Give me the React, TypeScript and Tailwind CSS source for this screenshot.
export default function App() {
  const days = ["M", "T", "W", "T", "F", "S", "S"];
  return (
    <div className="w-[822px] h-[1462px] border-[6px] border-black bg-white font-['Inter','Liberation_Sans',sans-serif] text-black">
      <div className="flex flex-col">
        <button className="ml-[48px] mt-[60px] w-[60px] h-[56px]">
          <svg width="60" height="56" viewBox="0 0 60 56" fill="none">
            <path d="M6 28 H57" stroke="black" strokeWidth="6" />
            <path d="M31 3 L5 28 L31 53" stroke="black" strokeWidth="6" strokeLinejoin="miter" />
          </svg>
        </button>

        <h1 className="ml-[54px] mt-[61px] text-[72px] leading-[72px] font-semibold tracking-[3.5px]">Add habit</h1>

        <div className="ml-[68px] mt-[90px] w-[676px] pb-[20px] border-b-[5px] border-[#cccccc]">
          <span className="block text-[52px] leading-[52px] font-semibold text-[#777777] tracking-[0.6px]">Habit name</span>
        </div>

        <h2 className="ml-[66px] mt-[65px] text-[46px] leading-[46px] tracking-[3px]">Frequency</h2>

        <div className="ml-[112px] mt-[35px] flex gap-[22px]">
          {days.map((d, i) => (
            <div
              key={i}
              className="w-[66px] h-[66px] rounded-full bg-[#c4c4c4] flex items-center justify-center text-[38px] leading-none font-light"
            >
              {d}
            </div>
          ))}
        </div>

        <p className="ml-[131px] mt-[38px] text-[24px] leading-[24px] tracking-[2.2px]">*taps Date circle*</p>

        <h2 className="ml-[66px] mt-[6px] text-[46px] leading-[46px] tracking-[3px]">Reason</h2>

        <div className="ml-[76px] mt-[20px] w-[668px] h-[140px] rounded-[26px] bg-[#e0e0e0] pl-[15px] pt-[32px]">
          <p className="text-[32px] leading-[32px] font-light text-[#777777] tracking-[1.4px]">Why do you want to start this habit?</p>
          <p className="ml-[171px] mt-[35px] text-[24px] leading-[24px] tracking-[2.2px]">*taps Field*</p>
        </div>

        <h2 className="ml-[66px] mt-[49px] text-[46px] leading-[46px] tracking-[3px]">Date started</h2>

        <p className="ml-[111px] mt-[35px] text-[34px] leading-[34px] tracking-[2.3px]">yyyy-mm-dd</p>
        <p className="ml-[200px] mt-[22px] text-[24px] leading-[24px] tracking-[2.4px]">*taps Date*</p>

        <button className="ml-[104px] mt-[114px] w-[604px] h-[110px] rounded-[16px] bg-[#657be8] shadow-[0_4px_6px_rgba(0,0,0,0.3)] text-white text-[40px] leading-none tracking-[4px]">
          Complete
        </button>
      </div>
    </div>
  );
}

####################

--- Instructions for the task ---
Copy each line of the listing that holds the word "this".

--- Answer to the exercise ---
Give me the React, TypeScript and Tailwind CSS source for this screenshot.
          <p className="text-[32px] leading-[32px] font-light text-[#777777] tracking-[1.4px]">Why do you want to start this habit?</p>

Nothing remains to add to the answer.